▶ [DATA LINES]
★ ★ ★ ★ ★

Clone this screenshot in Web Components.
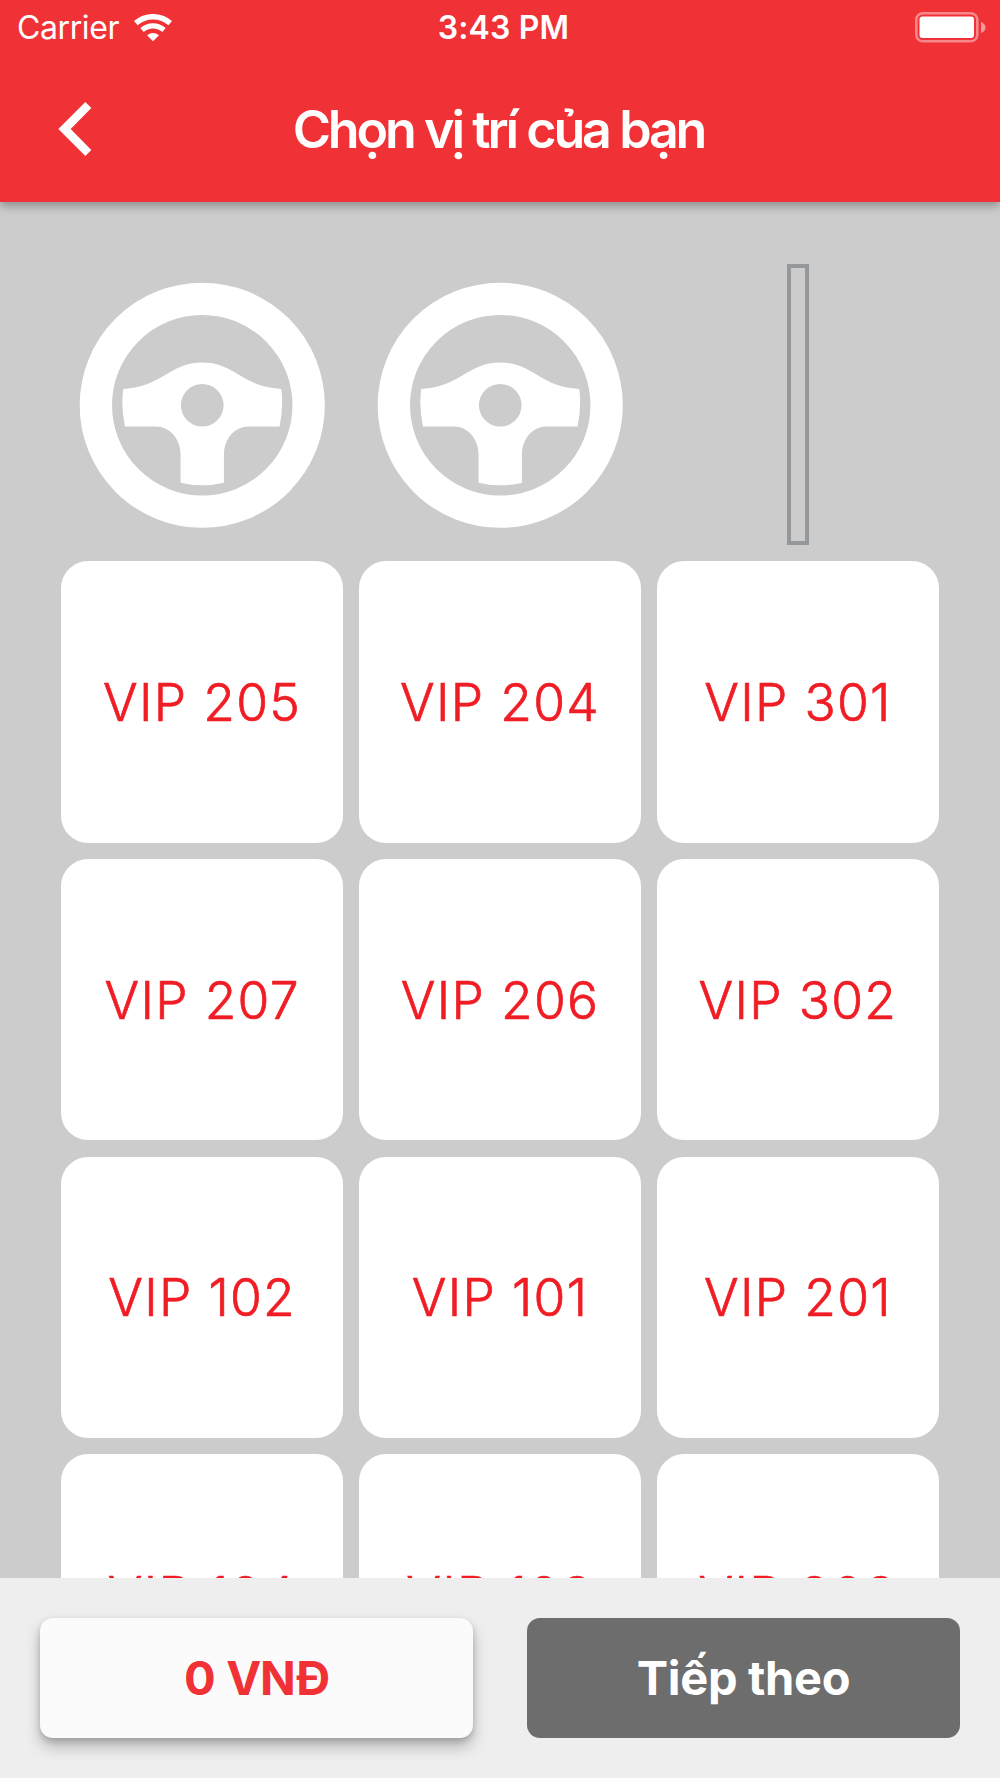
<!DOCTYPE html>
<html lang="vi">
<head>
<meta charset="utf-8">
<title>Chọn vị trí của bạn</title>
<style>
  html, body { margin: 0; padding: 0; }
  body { width: 1000px; height: 1778px; overflow: hidden; background: #ccc; font-family: Inter, "Liberation Sans", sans-serif; }
</style>
</head>
<body>
<seat-screen></seat-screen>
<script>
class BaseElement extends HTMLElement {
  constructor() {
    super();
    this.attachShadow({ mode: 'open' }).innerHTML = this.render();
  }
}

customElements.define('status-bar', class extends BaseElement {
  render() {
    return `<style>
      :host { display: grid; grid-template-columns: 1fr auto 1fr; align-items: center; height: 55px; padding: 0 14px 0 17px; color: #fff; font-size: 32px; line-height: 55px; }
      .left { display: flex; align-items: center; gap: 15px; }
      .carrier { letter-spacing: -.400px; }
      .time { font-weight: 600; letter-spacing: .150px; padding-left: 4px; }
      .battery { justify-self: end; }
      svg { display: block; }
    </style>
    <div class="left">
      <span class="carrier">Carrier</span>
      <svg width="38" height="28" viewBox="403 40 114 84">
        <path d="M408.500 67.500A78 78 0 0 1 511.500 67.500" fill="none" stroke="#fff" stroke-width="16.500"/>
        <path d="M427 88A50 50 0 0 1 493 88" fill="none" stroke="#fff" stroke-width="15.500"/>
        <path d="M442 103.500Q460 90 478 103.500L460 122Z" fill="#fff"/>
      </svg>
    </div>
    <span class="time">3:43 PM</span>
    <svg class="battery" width="71" height="31" viewBox="0 0 71 31">
      <rect x="1.300" y="1.300" width="61" height="28" rx="6.500" fill="none" stroke="#fff" stroke-opacity=".42" stroke-width="2.600"/>
      <rect x="4.500" y="4.500" width="54.500" height="21.500" rx="3" fill="#fff"/>
      <path d="M66 10Q70.500 12 70.500 15.500T66 21Z" fill="#fff" fill-opacity=".5"/>
    </svg>`;
  }
});

customElements.define('nav-header', class extends BaseElement {
  render() {
    return `<style>
      :host { display: block; box-sizing: border-box; height: 202.400px; background: #f03136; box-shadow: 0 4px 9px rgba(0,0,0,.3); position: relative; z-index: 1; color: #fff; }
      .nav { display: grid; grid-template-columns: 160px 1fr 160px; align-items: center; height: 146px; }
      .back { display: block; margin-left: 58px; }
      h1 { margin: 0; padding: 2px 3px 0 0; text-align: center; font-size: 52px; line-height: 146px; font-weight: 600; letter-spacing: -3.200px; word-spacing: .600px; white-space: nowrap; }
    </style>
    <status-bar></status-bar>
    <div class="nav">
      <svg class="back" width="34" height="54" viewBox="174 303 102 162"><path d="M175 384L256 303L274 321L212 384L274 447L256 465Z" fill="#fff"/></svg>
      <h1><slot></slot></h1>
    </div>`;
  }
});

customElements.define('driver-seat', class extends BaseElement {
  render() {
    return `<style>:host { display: block; } svg { display: block; width: 100%; height: 100%; }</style>
    <svg viewBox="-423.500 -423.500 844 844">
      <circle r="319" fill="none" stroke="#fff" stroke-width="97"/>
      <path fill="#fff" fill-rule="evenodd" d="M-237 -49C-120 -54 -98 -128 0 -128S120 -54 237 -49Q244 6 232 64H138C100 64 65 98 65 150V232Q0 248 -65 232V150C-65 98 -100 64 -138 64H-232Q-244 6 -237 -49ZM64 0A64 64 0 1 0 -64 0A64 64 0 1 0 64 0Z"/>
    </svg>`;
  }
});

customElements.define('aisle-door', class extends BaseElement {
  render() {
    return `<style>
      :host { display: flex; justify-content: center; }
      i { box-sizing: border-box; width: 22.500px; height: 100%; border: 4px solid #94989b; }
    </style><i></i>`;
  }
});

customElements.define('seat-tile', class extends BaseElement {
  render() {
    return `<style>
      :host { display: flex; align-items: center; justify-content: center; background: #fff; border-radius: 27px; color: #f01d25; font-size: 51.500px; font-weight: 300; -webkit-text-stroke: .700px #f01d25; letter-spacing: 1.300px; white-space: nowrap; }
    </style><slot></slot>`;
  }
});

customElements.define('action-button', class extends BaseElement {
  render() {
    return `<style>
      :host { flex: 1; display: flex; align-items: center; justify-content: center; box-sizing: border-box; height: 120px; padding-bottom: 1px; border-radius: 13px; background: #6d6d6d; color: #fff; font-size: 47px; font-weight: 700; letter-spacing: -.300px; white-space: nowrap; }
      :host([raised]) { background: #fbfbfb; color: #f03136; letter-spacing: -1.300px; word-spacing: 2px; box-shadow: 0 9px 15px rgba(0,0,0,.24), 0 3px 6px rgba(0,0,0,.16); }
    </style><slot></slot>`;
  }
});

customElements.define('seat-screen', class extends BaseElement {
  render() {
    return `<style>
      :host { display: flex; flex-direction: column; height: 1778px; background: #ccc; }
      main { flex: 1; min-height: 0; overflow: hidden; padding: 61.300px 61.400px 0; }
      .grid { display: grid; grid-template-columns: repeat(3, 281.500px); grid-auto-rows: 281.500px; gap: 16.150px 16.400px; }
      footer { display: flex; gap: 54px; height: 200px; box-sizing: border-box; padding: 40px 40px 0; background: #eee; }
    </style>
    <nav-header>Chọn vị trí của bạn</nav-header>
    <main><div class="grid">
      <driver-seat></driver-seat><driver-seat></driver-seat><aisle-door></aisle-door>
      <seat-tile>VIP 205</seat-tile><seat-tile>VIP 204</seat-tile><seat-tile>VIP 301</seat-tile>
      <seat-tile>VIP 207</seat-tile><seat-tile>VIP 206</seat-tile><seat-tile>VIP 302</seat-tile>
      <seat-tile>VIP 102</seat-tile><seat-tile>VIP 101</seat-tile><seat-tile>VIP 201</seat-tile>
      <seat-tile>VIP 104</seat-tile><seat-tile>VIP 103</seat-tile><seat-tile>VIP 203</seat-tile>
    </div></main>
    <footer><action-button raised>0 VNĐ</action-button><action-button>Tiếp theo</action-button></footer>`;
  }
});
</script>
</body>
</html>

★ ★ ★ ★ ★

▶ [WHAT YOU SHOULD DO] Write out again every line above exactly as given; the pictures do not belong in the copy.

▶ [FULL SOLUTION]
Clone this screenshot in Web Components.
<!DOCTYPE html>
<html lang="vi">
<head>
<meta charset="utf-8">
<title>Chọn vị trí của bạn</title>
<style>
  html, body { margin: 0; padding: 0; }
  body { width: 1000px; height: 1778px; overflow: hidden; background: #ccc; font-family: Inter, "Liberation Sans", sans-serif; }
</style>
</head>
<body>
<seat-screen></seat-screen>
<script>
class BaseElement extends HTMLElement {
  constructor() {
    super();
    this.attachShadow({ mode: 'open' }).innerHTML = this.render();
  }
}

customElements.define('status-bar', class extends BaseElement {
  render() {
    return `<style>
      :host { display: grid; grid-template-columns: 1fr auto 1fr; align-items: center; height: 55px; padding: 0 14px 0 17px; color: #fff; font-size: 32px; line-height: 55px; }
      .left { display: flex; align-items: center; gap: 15px; }
      .carrier { letter-spacing: -.400px; }
      .time { font-weight: 600; letter-spacing: .150px; padding-left: 4px; }
      .battery { justify-self: end; }
      svg { display: block; }
    </style>
    <div class="left">
      <span class="carrier">Carrier</span>
      <svg width="38" height="28" viewBox="403 40 114 84">
        <path d="M408.500 67.500A78 78 0 0 1 511.500 67.500" fill="none" stroke="#fff" stroke-width="16.500"/>
        <path d="M427 88A50 50 0 0 1 493 88" fill="none" stroke="#fff" stroke-width="15.500"/>
        <path d="M442 103.500Q460 90 478 103.500L460 122Z" fill="#fff"/>
      </svg>
    </div>
    <span class="time">3:43 PM</span>
    <svg class="battery" width="71" height="31" viewBox="0 0 71 31">
      <rect x="1.300" y="1.300" width="61" height="28" rx="6.500" fill="none" stroke="#fff" stroke-opacity=".42" stroke-width="2.600"/>
      <rect x="4.500" y="4.500" width="54.500" height="21.500" rx="3" fill="#fff"/>
      <path d="M66 10Q70.500 12 70.500 15.500T66 21Z" fill="#fff" fill-opacity=".5"/>
    </svg>`;
  }
});

customElements.define('nav-header', class extends BaseElement {
  render() {
    return `<style>
      :host { display: block; box-sizing: border-box; height: 202.400px; background: #f03136; box-shadow: 0 4px 9px rgba(0,0,0,.3); position: relative; z-index: 1; color: #fff; }
      .nav { display: grid; grid-template-columns: 160px 1fr 160px; align-items: center; height: 146px; }
      .back { display: block; margin-left: 58px; }
      h1 { margin: 0; padding: 2px 3px 0 0; text-align: center; font-size: 52px; line-height: 146px; font-weight: 600; letter-spacing: -3.200px; word-spacing: .600px; white-space: nowrap; }
    </style>
    <status-bar></status-bar>
    <div class="nav">
      <svg class="back" width="34" height="54" viewBox="174 303 102 162"><path d="M175 384L256 303L274 321L212 384L274 447L256 465Z" fill="#fff"/></svg>
      <h1><slot></slot></h1>
    </div>`;
  }
});

customElements.define('driver-seat', class extends BaseElement {
  render() {
    return `<style>:host { display: block; } svg { display: block; width: 100%; height: 100%; }</style>
    <svg viewBox="-423.500 -423.500 844 844">
      <circle r="319" fill="none" stroke="#fff" stroke-width="97"/>
      <path fill="#fff" fill-rule="evenodd" d="M-237 -49C-120 -54 -98 -128 0 -128S120 -54 237 -49Q244 6 232 64H138C100 64 65 98 65 150V232Q0 248 -65 232V150C-65 98 -100 64 -138 64H-232Q-244 6 -237 -49ZM64 0A64 64 0 1 0 -64 0A64 64 0 1 0 64 0Z"/>
    </svg>`;
  }
});

customElements.define('aisle-door', class extends BaseElement {
  render() {
    return `<style>
      :host { display: flex; justify-content: center; }
      i { box-sizing: border-box; width: 22.500px; height: 100%; border: 4px solid #94989b; }
    </style><i></i>`;
  }
});

customElements.define('seat-tile', class extends BaseElement {
  render() {
    return `<style>
      :host { display: flex; align-items: center; justify-content: center; background: #fff; border-radius: 27px; color: #f01d25; font-size: 51.500px; font-weight: 300; -webkit-text-stroke: .700px #f01d25; letter-spacing: 1.300px; white-space: nowrap; }
    </style><slot></slot>`;
  }
});

customElements.define('action-button', class extends BaseElement {
  render() {
    return `<style>
      :host { flex: 1; display: flex; align-items: center; justify-content: center; box-sizing: border-box; height: 120px; padding-bottom: 1px; border-radius: 13px; background: #6d6d6d; color: #fff; font-size: 47px; font-weight: 700; letter-spacing: -.300px; white-space: nowrap; }
      :host([raised]) { background: #fbfbfb; color: #f03136; letter-spacing: -1.300px; word-spacing: 2px; box-shadow: 0 9px 15px rgba(0,0,0,.24), 0 3px 6px rgba(0,0,0,.16); }
    </style><slot></slot>`;
  }
});

customElements.define('seat-screen', class extends BaseElement {
  render() {
    return `<style>
      :host { display: flex; flex-direction: column; height: 1778px; background: #ccc; }
      main { flex: 1; min-height: 0; overflow: hidden; padding: 61.300px 61.400px 0; }
      .grid { display: grid; grid-template-columns: repeat(3, 281.500px); grid-auto-rows: 281.500px; gap: 16.150px 16.400px; }
      footer { display: flex; gap: 54px; height: 200px; box-sizing: border-box; padding: 40px 40px 0; background: #eee; }
    </style>
    <nav-header>Chọn vị trí của bạn</nav-header>
    <main><div class="grid">
      <driver-seat></driver-seat><driver-seat></driver-seat><aisle-door></aisle-door>
      <seat-tile>VIP 205</seat-tile><seat-tile>VIP 204</seat-tile><seat-tile>VIP 301</seat-tile>
      <seat-tile>VIP 207</seat-tile><seat-tile>VIP 206</seat-tile><seat-tile>VIP 302</seat-tile>
      <seat-tile>VIP 102</seat-tile><seat-tile>VIP 101</seat-tile><seat-tile>VIP 201</seat-tile>
      <seat-tile>VIP 104</seat-tile><seat-tile>VIP 103</seat-tile><seat-tile>VIP 203</seat-tile>
    </div></main>
    <footer><action-button raised>0 VNĐ</action-button><action-button>Tiếp theo</action-button></footer>`;
  }
});
</script>
</body>
</html>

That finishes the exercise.